Regelgeving dwarsboomt Amsterdamse tuktuks
De tuktuks zijn de afgelopen maanden vrijwel verdwenen uit het Amsterdamse straatbeeld. De gemotoriseerde driewielertaxi’s kampen met te strenge regelgeving. Ze hebben een vergunning nodig om langs de kant van de weg te stoppen en hebben nog altijd geen standplaats waar ze passagiers kunnen oppikken. De TukTuk Company hoopt dat de gemeente snel met een oplossing komt.
Volgens directeur Martijn Beversluis riskeert de tuktukbestuurder zonder vergunning, die al gauw 500 tot 600 euro kost en die de chauffeur persoonlijk moet aanvragen, een boete. Ze moeten daarvoor ook nog eens alle stadsdelen langs. Volgens Beversluis is de gemeente erg enthousiast over zijn initiatief, maar leidt de ambtelijke molen tot vertraging. „De gemeente moet de Algemene Plaatselijke Verordening (APV) aanpassen. Dat gebeurt waarschijnlijk pas volgend jaar".De directeur heeft vorige week een brief gestuurd naar de gemeente met het verzoek snel actie te ondernemen. In Den Haag, waar de tuktuks al langer rijden, speelden dezelfde problemen. Inmiddels is het daar goed geregeld.

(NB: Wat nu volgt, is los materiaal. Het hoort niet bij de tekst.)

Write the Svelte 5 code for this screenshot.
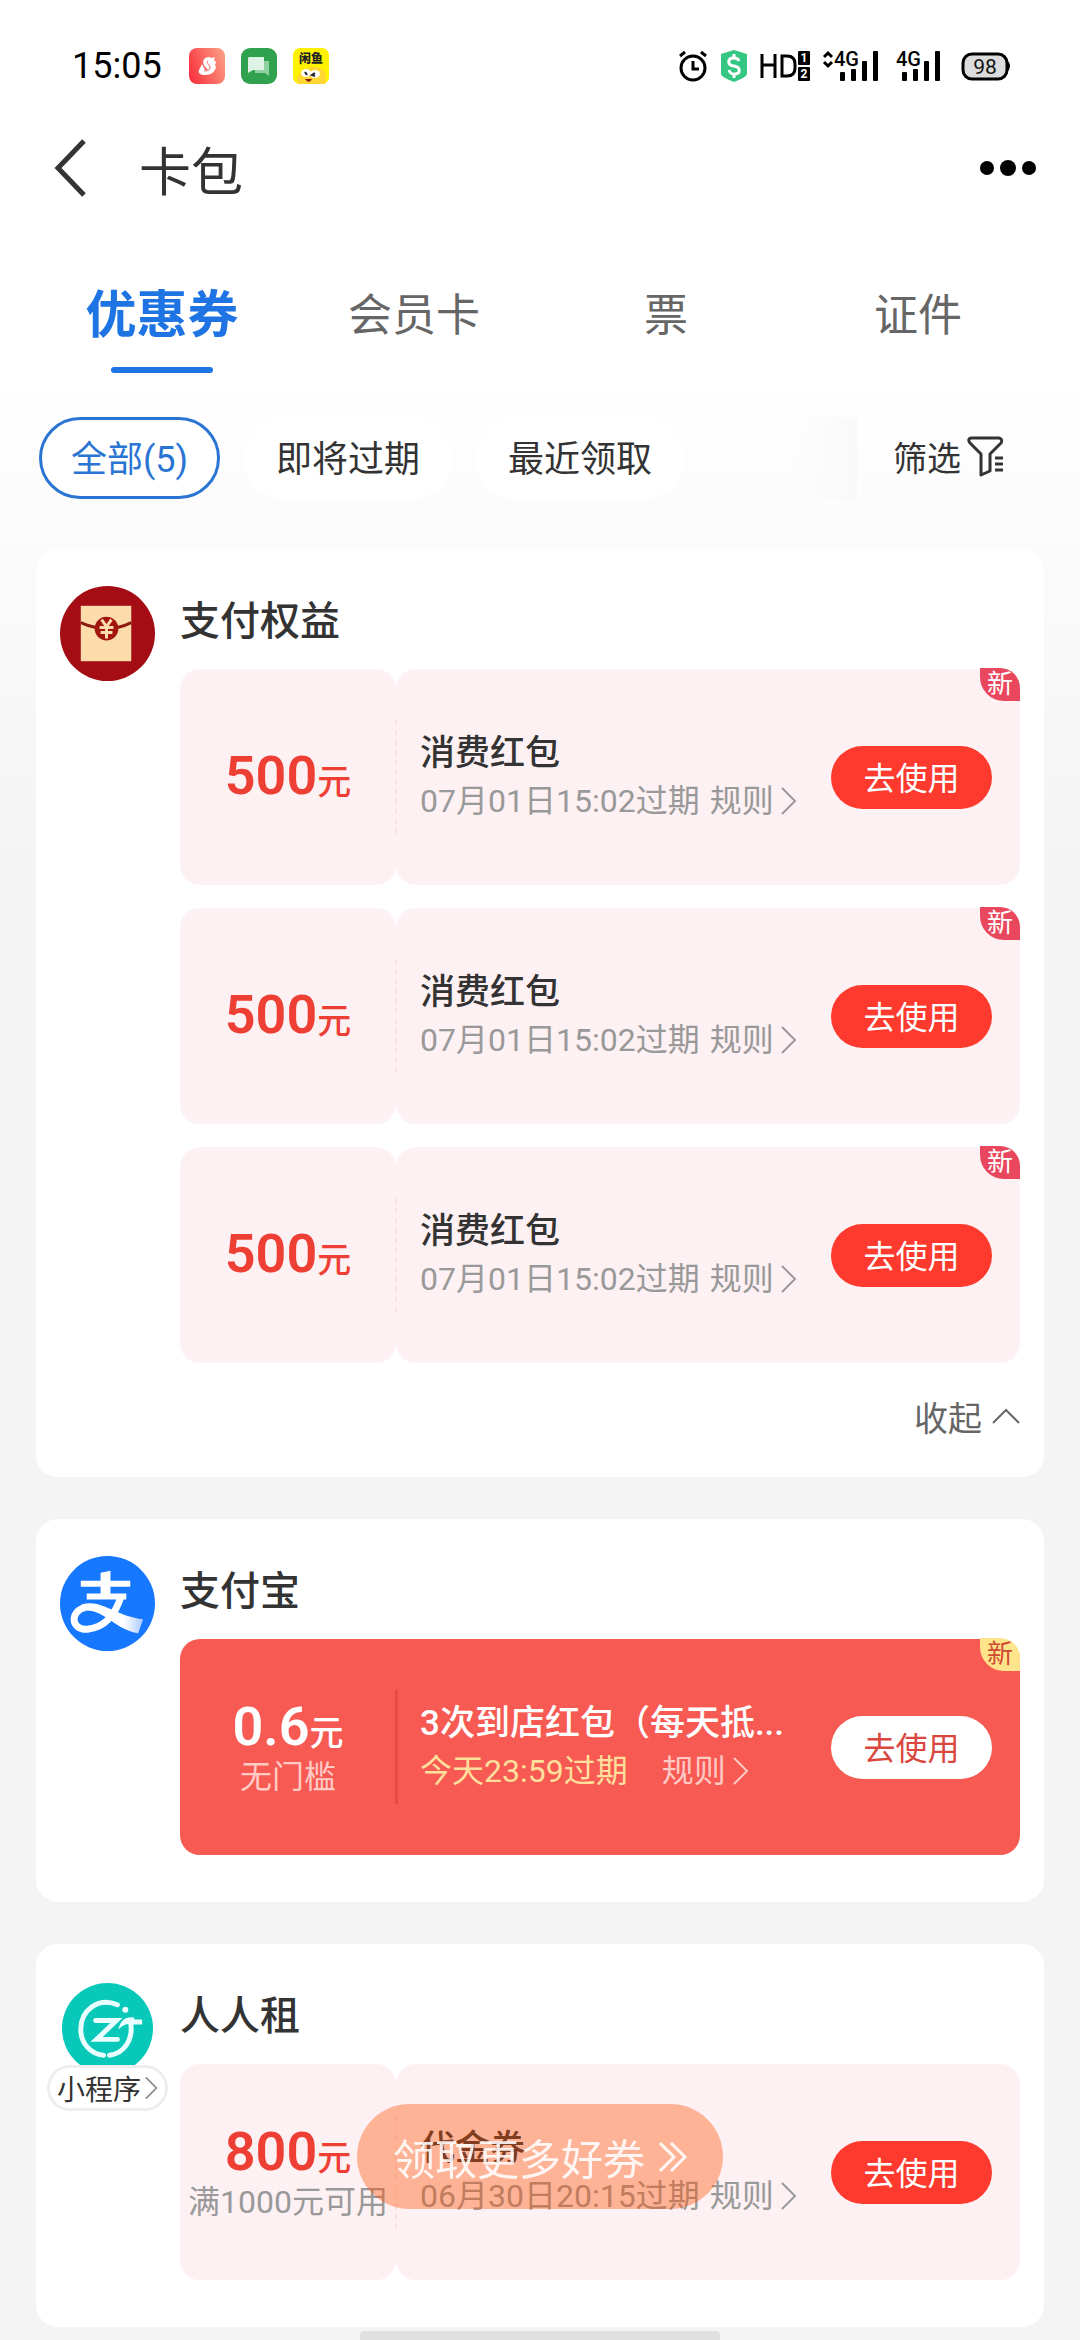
<script>
  const tabs = ['优惠券', '会员卡', '票', '证件'];
  const filters = ['全部(5)', '即将过期', '最近领取'];
  let activeTab = $state(0);
  let activeFilter = $state(0);

  const redPacket = {
    amount: '500',
    title: '消费红包',
    date: '07月01日15:02过期',
    isNew: true
  };

  const groups = [
    { icon: 'packet', name: '支付权益', fold: true, coupons: [redPacket, redPacket, redPacket] },
    {
      icon: 'alipay',
      name: '支付宝',
      coupons: [
        {
          amount: '0.6',
          limit: '无门槛',
          title: '3次到店红包（每天抵...',
          date: '今天23:59过期',
          isNew: true,
          solid: true
        }
      ]
    },
    {
      icon: 'rent',
      name: '人人租',
      mini: true,
      coupons: [{ amount: '800', limit: '满1000元可用', title: '代金券', date: '06月30日20:15过期' }]
    }
  ];
</script>

{#snippet signal(arrows)}
  <svg class="signal" width={arrows ? 56 : 44} height="36" viewBox={arrows ? '0 0 56 36' : '12 0 44 36'} aria-hidden="true">
    {#if arrows}
      <path d="M2 9l4-4 4 4M2 14l4 4 4-4" fill="none" stroke="#000" stroke-width="3" />
    {/if}
    <text x="12" y="18" font-size="20" font-weight="500" fill="#000">4G</text>
    <g fill="#000">
      <rect x="18" y="24" width="5" height="9" rx="1" />
      <rect x="29" y="21" width="5" height="12" rx="1" />
      <rect x="40" y="13" width="5" height="20" rx="1" />
      <rect x="51" y="3" width="5" height="30" rx="1" />
    </g>
  </svg>
{/snippet}

{#snippet avatar(kind)}
  <svg class="avatar" viewBox="0 0 96 96" aria-hidden="true">
    {#if kind === 'packet'}
      <circle cx="48" cy="48" r="48" fill="#a50d14" />
      <rect x="21" y="20" width="51" height="56" fill="#fbdcaa" />
      <path d="M21 37q27 12 51 0" fill="none" stroke="#8c1a10" stroke-width="3" />
      <circle cx="47" cy="43" r="12" fill="#a3160f" />
      <path d="M42 34l5 7 5-7M47 41v12M40 42h14M41 47h12" fill="none" stroke="#fbdcaa" stroke-width="3" />
    {:else if kind === 'alipay'}
      <defs>
        <linearGradient id="ribbon" x1="0" x2="1" y1="0" y2="0">
          <stop offset="0" stop-color="#fff" />
          <stop offset="0.7" stop-color="#fff" />
          <stop offset="1" stop-color="#a9cbff" />
        </linearGradient>
      </defs>
      <circle cx="48" cy="48" r="48" fill="#1677ff" />
      <path d="M41 17l10-2v25H41zM21 25h50v6H21zM27 38h40v6H27z" fill="#fff" />
      <path d="M62 40c-4 13-13 32-34 34-18 1-18-19-2-22" fill="none" stroke="#fff" stroke-width="7" />
      <path d="M22 49c20-6 34 12 62 15l-5 14C54 74 42 50 20 56z" fill="url(#ribbon)" />
    {:else}
      <circle cx="48" cy="48" r="46" fill="#07c8b9" />
      <g fill="none" stroke="#e9ffff" stroke-width="5" stroke-linecap="round" stroke-linejoin="round">
        <path d="M58 24c-20-8-37 6-37 25 0 14 10 25 23 26" />
        <path d="M50 75c15-2 25-16 21-35" />
        <path d="M36 40h21L37 59h21" stroke-linejoin="miter" />
      </g>
      <path d="M59 49q3-14 16-12v2h8v5h-9q-8-2-15 5z" fill="#e9ffff" />
      <circle cx="66" cy="29" r="3" fill="#e9ffff" />
    {/if}
  </svg>
{/snippet}

{#snippet chevron()}
  <svg class="chevron" width="16" height="28" viewBox="0 0 16 28" aria-hidden="true">
    <path d="M1 1l13 13L1 27" fill="none" stroke="currentColor" stroke-width="2" />
  </svg>
{/snippet}

<div class="page">
  <div class="status">
    <span class="time">15:05</span>
    <div class="apps">
      <svg width="36" height="36" viewBox="0 0 36 36" aria-hidden="true">
        <defs>
          <linearGradient id="swan" x1="0" x2="1" y1="0.7" y2="0.3">
            <stop offset="0" stop-color="#f93440" />
            <stop offset="1" stop-color="#fa9a80" />
          </linearGradient>
        </defs>
        <rect width="36" height="36" rx="8" fill="url(#swan)" />
        <path d="M17 20c-5-5-3-11 3-11l3 1 3-1-1 3 2 2-1 3 1 2c-1 5-5 8-11 8-5 0-7-2-6-5l3-6 3 6c3 1 4 0 1-2z" fill="#fff" />
        <path d="M19 13c-3 2 3 4 2 7s-4 3-6 3" fill="none" stroke="#f9666a" stroke-width="1" />
      </svg>
      <svg width="36" height="36" viewBox="0 0 36 36" aria-hidden="true">
        <rect width="36" height="36" rx="9" fill="#2fa14f" />
        <path d="M14 13h14v15l-4-3H14z" fill="#8fd0a0" />
        <path d="M8 9h15v13H12l-5 3V10z" fill="#dff3e4" />
      </svg>
      <svg width="36" height="36" viewBox="0 0 36 36" aria-hidden="true">
        <rect width="36" height="36" rx="7" fill="#fff200" />
        <path d="M6 36c-4-4-1-10 3-11 3-6 12-7 17-5 7 1 8 9 6 16z" fill="#ffd633" />
        <ellipse cx="13" cy="25" rx="5" ry="4" fill="#fff" />
        <ellipse cx="22" cy="26" rx="5" ry="4" fill="#fff" />
        <path d="M12 24l2 3M22 25l-3 2 3 1" stroke="#222" stroke-width="2" fill="none" />
        <path d="M12 31h7q-3 6-7 0z" fill="#8d1c12" />
        <text x="6" y="15" font-size="12" font-weight="900" fill="#222">闲鱼</text>
      </svg>
    </div>
    <div class="system">
      <svg width="30" height="34" viewBox="0 0 30 34" aria-hidden="true">
        <circle cx="15" cy="19" r="12" fill="none" stroke="#000" stroke-width="3" />
        <path d="M15 12v8h6M2 7l5-4M28 7l-5-4" fill="none" stroke="#000" stroke-width="3" />
      </svg>
      <svg width="28" height="34" viewBox="0 0 28 34" aria-hidden="true">
        <path d="M14 1l13 4v20q0 3-13 8Q1 28 1 25V5z" fill="#34c682" />
        <path d="M19 12q-1-3-5-3c-7 0-7 7 0 8s7 8 0 8q-4 0-5-4M14 5v4M14 25v4" fill="none" stroke="#fff" stroke-width="3" />
      </svg>
      <svg width="50" height="34" viewBox="0 0 50 34" aria-hidden="true">
        <path d="M2 5v24M15 5v24M2 16h13M22 7h5q8 0 8 8v4q0 8-8 8h-5z" fill="none" stroke="#000" stroke-width="3" />
        <rect x="38" y="2" width="12" height="14" rx="1" fill="#000" />
        <rect x="38" y="18" width="12" height="14" rx="1" fill="#000" />
        <text x="44" y="13" font-size="12" font-weight="700" text-anchor="middle" fill="#fff">1</text>
        <text x="44" y="29" font-size="12" font-weight="700" text-anchor="middle" fill="#fff">2</text>
      </svg>
      <div class="signals">
        {@render signal(true)}
        {@render signal(false)}
      </div>
      <svg width="52" height="34" viewBox="0 0 52 34" aria-hidden="true">
        <rect x="3" y="5" width="44" height="25" rx="9" fill="#dcdcdc" stroke="#000" stroke-width="3" />
        <path d="M48 12q4 5 0 10z" fill="#000" />
        <text x="25" y="25" font-size="21" text-anchor="middle" fill="#111">98</text>
      </svg>
    </div>
  </div>

  <header>
    <button class="plain" aria-label="返回">
      <svg width="40" height="60" viewBox="0 0 40 60" aria-hidden="true">
        <path d="M36 3L10 30l26 27" fill="none" stroke="#333" stroke-width="5" />
      </svg>
    </button>
    <h1>卡包</h1>
    <button class="plain more" aria-label="更多">
      <svg width="56" height="20" viewBox="0 0 56 20" aria-hidden="true">
        <circle cx="7" cy="10" r="7" /><circle cx="28" cy="10" r="8" /><circle cx="49" cy="10" r="7" />
      </svg>
    </button>
  </header>

  <nav class="tabs">
    {#each tabs as tab, i}
      <button class="plain tab" class:active={activeTab === i} onclick={() => (activeTab = i)}>{tab}</button>
    {/each}
  </nav>

  <div class="filters">
    {#each filters as filter, i}
      <button class="pill" class:active={activeFilter === i} onclick={() => (activeFilter = i)}>{filter}</button>
    {/each}
    <span class="fade"></span>
    <button class="plain sift">
      筛选
      <svg width="38" height="42" viewBox="0 0 38 42" aria-hidden="true">
        <path d="M4 2h28q4 1 2 5L23 18v17l-9 4V18L3 7Q0 3 4 2z" fill="none" stroke="#333" stroke-width="3" stroke-linejoin="round" />
        <path d="M28 22h8M28 28h8M28 34h8" stroke="#333" stroke-width="3" />
      </svg>
    </button>
  </div>

  <main>
    {#each groups as group}
      <section class="card">
        <div class="brand">
          {@render avatar(group.icon)}
          {#if group.mini}
            <button class="mini">小程序{@render chevron()}</button>
          {/if}
        </div>
        <div class="body">
          <h2>{group.name}</h2>
          <div class="list">
            {#each group.coupons as coupon}
              <article class="coupon" class:solid={coupon.solid}>
                <div class="value">
                  <p class="amount">{coupon.amount}<small>元</small></p>
                  {#if coupon.limit}<p class="limit">{coupon.limit}</p>{/if}
                </div>
                <div class="detail">
                  <div class="info">
                    <h3>{coupon.title}</h3>
                    <p class="meta">
                      <span class="date">{coupon.date}</span>
                      <button class="plain rule">规则{@render chevron()}</button>
                    </p>
                  </div>
                  <button class="use">去使用</button>
                </div>
                {#if coupon.isNew}<span class="badge">新</span>{/if}
              </article>
            {/each}
          </div>
          {#if group.fold}
            <button class="plain fold">
              收起
              <svg width="28" height="16" viewBox="0 0 28 16" aria-hidden="true">
                <path d="M1 15L14 2l13 13" fill="none" stroke="#666" stroke-width="2" />
              </svg>
            </button>
          {/if}
        </div>
      </section>
    {/each}
  </main>

  <button class="float">
    领取更多好券
    <svg width="28" height="30" viewBox="0 0 28 30" aria-hidden="true">
      <path d="M1 1l14 14L1 29M12 1l14 14-14 14" fill="none" stroke="currentColor" stroke-width="3" />
    </svg>
  </button>
  <div class="home"></div>
</div>

<style>
  :global(body) {
    margin: 0;
    background: #f4f4f4;
  }
  .page {
    min-height: 100vh;
    box-sizing: border-box;
    padding-bottom: 13px;
    overflow: hidden;
    background: linear-gradient(#fff 0, #fff 380px, #f4f4f4 860px);
    color: #333;
    font-family: Roboto, 'Noto Sans CJK SC', sans-serif;
  }
  h1, h2, h3, p {
    margin: 0;
    font-weight: 400;
  }
  button {
    padding: 0;
    border: 0;
    font-family: inherit;
    color: inherit;
    cursor: pointer;
  }
  svg {
    display: block;
    flex: none;
  }
  .plain {
    display: flex;
    align-items: center;
    background: none;
  }

  .status {
    display: flex;
    align-items: center;
    height: 60px;
    padding: 36px 68px 0 72px;
    color: #000;
  }
  .time {
    font-size: 36px;
  }
  .apps {
    display: flex;
    gap: 16px;
    margin-left: 27px;
  }
  .system {
    display: flex;
    align-items: center;
    gap: 12px;
    margin-left: auto;
  }
  .signals {
    display: flex;
    gap: 18px;
    padding-right: 8px;
  }

  header {
    display: flex;
    align-items: center;
    height: 144px;
    padding: 0 44px 0 48px;
  }
  h1 {
    margin-left: 51px;
    font-size: 52px;
  }
  .more {
    margin-left: auto;
  }

  .tabs {
    display: grid;
    grid-template-columns: repeat(4, 1fr);
    padding: 39px 36px 0;
  }
  .tab {
    flex-direction: column;
    gap: 14px;
    font-size: 44px;
    line-height: 74px;
    color: #666;
  }
  .tab::after {
    content: '';
    width: 102px;
    height: 6px;
    border-radius: 3px;
  }
  .tab.active {
    font-size: 51px;
    font-weight: 700;
    color: #1f74e4;
  }
  .tab.active::after {
    background: #1f74e4;
  }

  .filters {
    display: flex;
    align-items: stretch;
    gap: 24px;
    height: 82px;
    margin: 44px 75px 50px 39px;
  }
  .pill {
    padding: 0 29px 4px;
    border: 3px solid #fff;
    border-radius: 41px;
    background: #fff;
    font-size: 36px;
  }
  .pill.active {
    border-color: #2a75d3;
    color: #2a75d3;
  }
  .fade {
    width: 66px;
    margin-left: auto;
    background: linear-gradient(to right, #fdfdfd00, #f9f9f9);
  }
  .sift {
    gap: 6px;
    margin-left: 12px;
    padding-bottom: 3px;
    font-size: 34px;
  }

  main {
    display: flex;
    flex-direction: column;
    gap: 42px;
    padding: 0 36px;
  }
  .card {
    display: flex;
    gap: 12px;
    padding: 0 24px 47px 11px;
    border-radius: 22px;
    background: #fff;
  }
  .brand {
    display: flex;
    flex: none;
    flex-direction: column;
    align-items: center;
    width: 121px;
    padding-top: 37px;
  }
  .avatar {
    width: 95px;
    height: 95px;
  }
  .mini {
    display: flex;
    align-items: center;
    gap: 4px;
    height: 46px;
    margin-top: -11px;
    padding: 0 7px;
    border: 3px solid #eee;
    border-radius: 23px;
    background: #fff;
    box-sizing: border-box;
    font-size: 28px;
    white-space: nowrap;
    z-index: 1;
  }
  .mini .chevron {
    width: 13px;
    height: 24px;
    color: #888;
  }
  .body {
    flex: 1;
    min-width: 0;
  }
  h2 {
    height: 120px;
    font-size: 40px;
    font-weight: 500;
    line-height: 146px;
  }
  .list {
    display: flex;
    flex-direction: column;
    gap: 23px;
  }

  .coupon {
    position: relative;
    display: flex;
    height: 216px;
    border-radius: 20px;
  }
  .value,
  .detail {
    border-radius: 20px;
    background: #fef1f3;
  }
  .value {
    display: flex;
    flex: none;
    flex-direction: column;
    justify-content: center;
    align-items: center;
    width: 216px;
    color: #ee3f35;
  }
  .amount {
    padding-top: 4px;
    font-size: 54px;
    font-weight: 600;
    line-height: 50px;
  }
  small {
    font-size: 34px;
    font-weight: 500;
  }
  .limit {
    font-size: 32px;
    line-height: 38px;
    color: #999;
    white-space: nowrap;
  }
  .detail {
    position: relative;
    display: flex;
    flex: 1;
    align-items: center;
    min-width: 0;
    padding: 0 28px 0 24px;
  }
  .detail::before {
    content: '';
    position: absolute;
    top: 51px;
    bottom: 51px;
    left: -1px;
    border-left: 2px dashed #f9e3e6;
  }
  .info {
    flex: 1;
    min-width: 0;
    padding-right: 32px;
  }
  h3 {
    font-size: 35px;
    font-weight: 500;
    line-height: 48px;
    white-space: nowrap;
  }
  .meta {
    display: flex;
    align-items: baseline;
    gap: 10px;
    font-size: 32px;
    line-height: 46px;
    color: #999;
    white-space: nowrap;
  }
  .rule {
    gap: 7px;
    font-size: 32px;
    line-height: 46px;
  }
  .use {
    flex: none;
    width: 161px;
    height: 63px;
    padding-bottom: 3px;
    border-radius: 32px;
    background: #fe3a2e;
    color: #fff;
    font-size: 32px;
  }
  .badge {
    position: absolute;
    top: -1px;
    right: 0;
    width: 40px;
    border-radius: 0 20px 0 24px;
    background: #e8475d;
    color: #fff;
    font-size: 26px;
    line-height: 33px;
    text-align: center;
  }

  .solid {
    background: #f75a53;
  }
  .solid .value,
  .solid .detail {
    background: none;
    color: #fff;
  }
  .solid .detail::before {
    border-left: 3px solid #e64c46;
  }
  .solid .limit,
  .solid .rule {
    color: #ffc9c4;
  }
  .solid .meta {
    gap: 34px;
  }
  .solid .date {
    color: #ffdf9c;
  }
  .solid .use {
    background: #fff;
    color: #d9473f;
  }
  .solid .badge {
    background: #ffe48c;
    color: #cf4a33;
  }

  .fold {
    gap: 10px;
    height: 50px;
    margin: 28px 0 -11px auto;
    color: #666;
    font-size: 34px;
  }

  .float {
    position: fixed;
    bottom: 131px;
    left: 50%;
    z-index: 2;
    display: flex;
    justify-content: center;
    align-items: center;
    gap: 14px;
    height: 105px;
    padding: 0 36px;
    border-radius: 53px;
    background: rgb(255 80 0 / 38%);
    color: rgb(255 255 255 / 88%);
    font-size: 42px;
    white-space: nowrap;
    transform: translateX(-50%);
  }
  .home {
    position: fixed;
    bottom: 0;
    left: 33.33%;
    width: 33.33%;
    height: 9px;
    border-radius: 4px 4px 0 0;
    background: #e0e0e0;
  }
</style>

In een reactie liet een woordvoerder van stadsdeel Amsterdam–Centrum weten niets van de problemen met tuktuks te weten. „Wij leggen ze juist geen strobreed in de weg. Ze kunnen gebruikmaken van de openbare weg en de laad– en losplaatsen in de binnenstad; daarvoor is geen vergunning nodig. Problemen ontstaan alleen bij langdurig parkeren, zoals dat soms gebeurt op de hoek van de Dam en bij de Stopera".
Volgens de woordvoerder denkt de gemeente op dit moment na over een vaste plaats voor de tuktuks bij het station. Voor een definitieve plaats moet echter eerst het Stationseiland opgeleverd worden. Op die locatie wordt op dit moment nog gewerkt aan de Noord–Zuidlijn.
De afgelopen tijd hebben de tuktuks overigens niet stilgestaan. Ze zijn vooral ingezet bij evenementen. Ook hebben ze op proef bij de treinstations Amsterdam Amstel en Amsterdam Bijlmer ArenA gereden. Volgens de directeur is het de bedoeling dat dit een vervolg krijgt. In oktober wil Beversluis weer meer in de stad gaan rijden. „We hopen dat de politie dan wat meer gedoogt. We doen wat we kunnen, maar het is best lastig. Chauffeurs voelen zich soms opgejaagd wild als er weer een motoragent achter ze aankomt. Dat is heel frustrerend".